* Begin Material *
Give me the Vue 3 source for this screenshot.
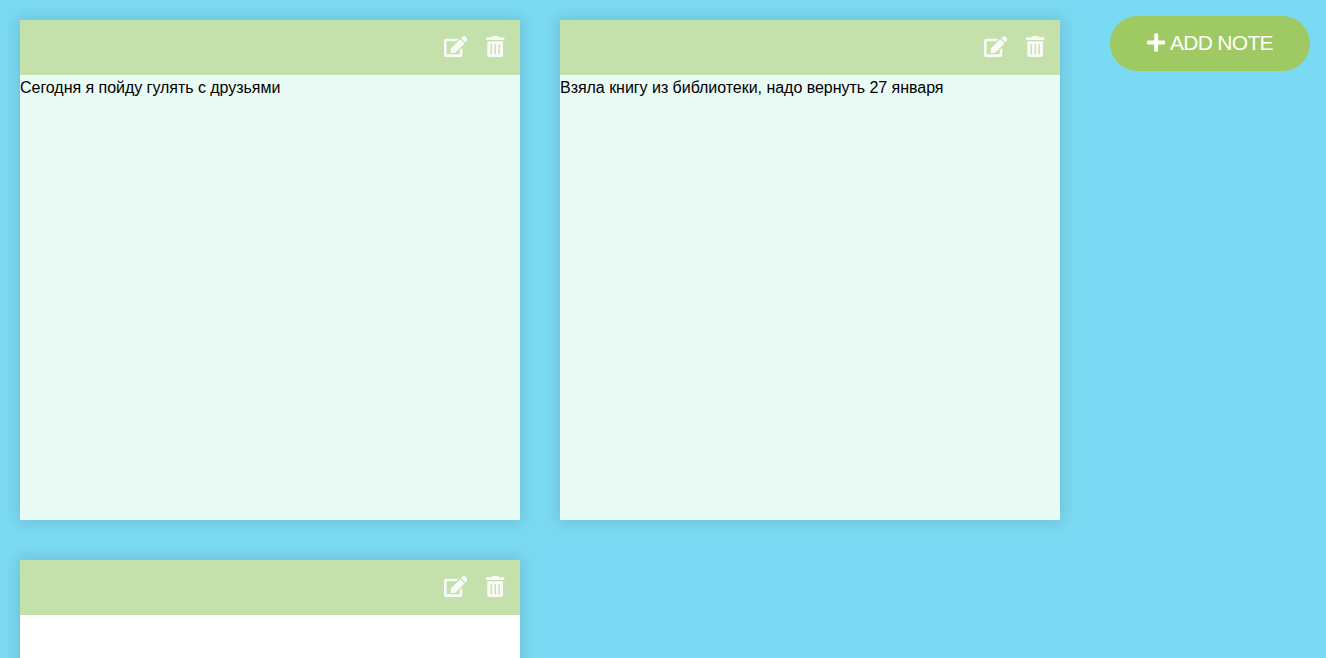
<script setup>
const notes = [
  { text: 'Сегодня я пойду гулять с друзьями', editing: false },
  { text: 'Взяла книгу из библиотеки, надо вернуть 27 января', editing: false },
  { text: '', editing: true },
]
</script>

<template>
  <div class="page">
    <section v-for="(note, i) in notes" :key="i" class="note" :class="{ editing: note.editing }">
      <div class="tools">
        <button class="edit" aria-label="edit">
          <svg viewBox="0 0 576 512"><path d="M402.6 83.2l90.2 90.2c3.8 3.8 3.8 10 0 13.8L274.400 405.600l-92.800 10.300c-12.400 1.400-22.900-9.100-21.500-21.500l10.300-92.800L388.800 83.200c3.800-3.800 10-3.800 13.800 0zm162-22.900l-48.800-48.800c-15.200-15.200-39.900-15.200-55.200 0l-35.400 35.400c-3.800 3.800-3.800 10 0 13.800l90.200 90.200c3.800 3.800 10 3.800 13.800 0l35.400-35.400c15.200-15.300 15.200-40 0-55.200zM384 346.200V448H64V128h229.800c3.200 0 6.200-1.300 8.500-3.500l40-40c7.600-7.600 2.200-20.500-8.500-20.500H48C21.500 64 0 85.500 0 112v352c0 26.500 21.500 48 48 48h352c26.500 0 48-21.500 48-48V306.200c0-10.700-12.900-16-20.500-8.500l-40 40c-2.200 2.300-3.500 5.300-3.500 8.500z" /></svg>
        </button>
        <button class="delete" aria-label="delete">
          <svg viewBox="0 0 448 512"><path d="M32 464a48 48 0 0 0 48 48h288a48 48 0 0 0 48-48V128H32zm272-256a16 16 0 0 1 32 0v224a16 16 0 0 1-32 0zm-96 0a16 16 0 0 1 32 0v224a16 16 0 0 1-32 0zm-96 0a16 16 0 0 1 32 0v224a16 16 0 0 1-32 0zM432 32H312l-9.400-18.700A24 24 0 0 0 281.100 0H166.800a23.720 23.720 0 0 0-21.400 13.300L136 32H16A16 16 0 0 0 0 48v32a16 16 0 0 0 16 16h416a16 16 0 0 0 16-16V48a16 16 0 0 0-16-16z" /></svg>
        </button>
      </div>
      <div class="main">{{ note.text }}</div>
    </section>
    <button class="add">
      <svg viewBox="0 0 448 512"><path d="M416 208H272V64c0-17.670-14.330-32-32-32h-32c-17.670 0-32 14.330-32 32v144H32c-17.670 0-32 14.330-32 32v32c0 17.670 14.330 32 32 32h144v144c0 17.670 14.330 32 32 32h32c17.670 0 32-14.330 32-32V304h144c17.670 0 32-14.330 32-32v-32c0-17.670-14.330-32-32-32z" /></svg>
      <span>ADD NOTE</span>
    </button>
  </div>
</template>

<style>
body {
  margin: 0;
  background: #7bdaf3;
  overflow: hidden;
}
</style>

<style scoped>
.page {
  display: flex;
  flex-wrap: wrap;
  align-content: flex-start;
  height: 658px;
  overflow: hidden;
  font-family: "Liberation Sans", Arial, sans-serif;
}
.note {
  width: 500px;
  height: 500px;
  margin: 20px;
  display: flex;
  flex-direction: column;
  background: #eafaf5;
  box-shadow: 0 0 15px 4px rgba(0, 0, 0, 0.1);
}
.note.editing {
  background: #fff;
}
.tools {
  height: 55px;
  flex: none;
  box-sizing: border-box;
  padding: 0 15.5px 2px 0;
  display: flex;
  align-items: center;
  justify-content: flex-end;
  gap: 19px;
  background: #c5e1ab;
}
.tools button {
  display: flex;
  padding: 0;
  border: 0;
  background: none;
  color: #fff;
  opacity: 0.9;
}
svg {
  display: block;
  fill: currentColor;
}
.edit svg {
  width: 23.6px;
  height: 21px;
}
.delete svg {
  width: 18.4px;
  height: 21px;
}
.main {
  padding-top: 3px;
  font-size: 16px;
  line-height: 20px;
  letter-spacing: -0.035px;
  color: #000;
}
.add {
  position: fixed;
  top: 16px;
  right: 16px;
  width: 200px;
  height: 55px;
  padding: 0 0 2px;
  display: flex;
  align-items: center;
  justify-content: center;
  gap: 4.5px;
  border: 0;
  border-radius: 28px;
  background: #9fc963;
  color: #fff;
  font: 21px "Liberation Sans", Arial, sans-serif;
  letter-spacing: -0.7px;
}
.add svg {
  width: 18.4px;
  height: 21px;
}
</style>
* End Material *
* Aim of the exercise
Write out the whole listing exactly, and drop the pictures.

* Solution for this problem
Give me the Vue 3 source for this screenshot.
<script setup>
const notes = [
  { text: 'Сегодня я пойду гулять с друзьями', editing: false },
  { text: 'Взяла книгу из библиотеки, надо вернуть 27 января', editing: false },
  { text: '', editing: true },
]
</script>

<template>
  <div class="page">
    <section v-for="(note, i) in notes" :key="i" class="note" :class="{ editing: note.editing }">
      <div class="tools">
        <button class="edit" aria-label="edit">
          <svg viewBox="0 0 576 512"><path d="M402.6 83.2l90.2 90.2c3.8 3.8 3.8 10 0 13.8L274.400 405.600l-92.800 10.300c-12.400 1.400-22.900-9.100-21.500-21.500l10.300-92.800L388.800 83.200c3.800-3.800 10-3.800 13.800 0zm162-22.900l-48.800-48.800c-15.200-15.200-39.900-15.200-55.200 0l-35.400 35.400c-3.800 3.800-3.800 10 0 13.800l90.200 90.200c3.800 3.800 10 3.800 13.800 0l35.400-35.400c15.200-15.300 15.200-40 0-55.200zM384 346.200V448H64V128h229.800c3.200 0 6.200-1.300 8.500-3.500l40-40c7.600-7.600 2.200-20.500-8.500-20.500H48C21.500 64 0 85.500 0 112v352c0 26.500 21.500 48 48 48h352c26.500 0 48-21.500 48-48V306.200c0-10.700-12.900-16-20.500-8.500l-40 40c-2.200 2.300-3.500 5.300-3.500 8.500z" /></svg>
        </button>
        <button class="delete" aria-label="delete">
          <svg viewBox="0 0 448 512"><path d="M32 464a48 48 0 0 0 48 48h288a48 48 0 0 0 48-48V128H32zm272-256a16 16 0 0 1 32 0v224a16 16 0 0 1-32 0zm-96 0a16 16 0 0 1 32 0v224a16 16 0 0 1-32 0zm-96 0a16 16 0 0 1 32 0v224a16 16 0 0 1-32 0zM432 32H312l-9.400-18.700A24 24 0 0 0 281.100 0H166.800a23.720 23.720 0 0 0-21.400 13.300L136 32H16A16 16 0 0 0 0 48v32a16 16 0 0 0 16 16h416a16 16 0 0 0 16-16V48a16 16 0 0 0-16-16z" /></svg>
        </button>
      </div>
      <div class="main">{{ note.text }}</div>
    </section>
    <button class="add">
      <svg viewBox="0 0 448 512"><path d="M416 208H272V64c0-17.670-14.330-32-32-32h-32c-17.670 0-32 14.330-32 32v144H32c-17.670 0-32 14.330-32 32v32c0 17.670 14.330 32 32 32h144v144c0 17.670 14.330 32 32 32h32c17.670 0 32-14.330 32-32V304h144c17.670 0 32-14.330 32-32v-32c0-17.670-14.330-32-32-32z" /></svg>
      <span>ADD NOTE</span>
    </button>
  </div>
</template>

<style>
body {
  margin: 0;
  background: #7bdaf3;
  overflow: hidden;
}
</style>

<style scoped>
.page {
  display: flex;
  flex-wrap: wrap;
  align-content: flex-start;
  height: 658px;
  overflow: hidden;
  font-family: "Liberation Sans", Arial, sans-serif;
}
.note {
  width: 500px;
  height: 500px;
  margin: 20px;
  display: flex;
  flex-direction: column;
  background: #eafaf5;
  box-shadow: 0 0 15px 4px rgba(0, 0, 0, 0.1);
}
.note.editing {
  background: #fff;
}
.tools {
  height: 55px;
  flex: none;
  box-sizing: border-box;
  padding: 0 15.5px 2px 0;
  display: flex;
  align-items: center;
  justify-content: flex-end;
  gap: 19px;
  background: #c5e1ab;
}
.tools button {
  display: flex;
  padding: 0;
  border: 0;
  background: none;
  color: #fff;
  opacity: 0.9;
}
svg {
  display: block;
  fill: currentColor;
}
.edit svg {
  width: 23.6px;
  height: 21px;
}
.delete svg {
  width: 18.4px;
  height: 21px;
}
.main {
  padding-top: 3px;
  font-size: 16px;
  line-height: 20px;
  letter-spacing: -0.035px;
  color: #000;
}
.add {
  position: fixed;
  top: 16px;
  right: 16px;
  width: 200px;
  height: 55px;
  padding: 0 0 2px;
  display: flex;
  align-items: center;
  justify-content: center;
  gap: 4.5px;
  border: 0;
  border-radius: 28px;
  background: #9fc963;
  color: #fff;
  font: 21px "Liberation Sans", Arial, sans-serif;
  letter-spacing: -0.7px;
}
.add svg {
  width: 18.4px;
  height: 21px;
}
</style>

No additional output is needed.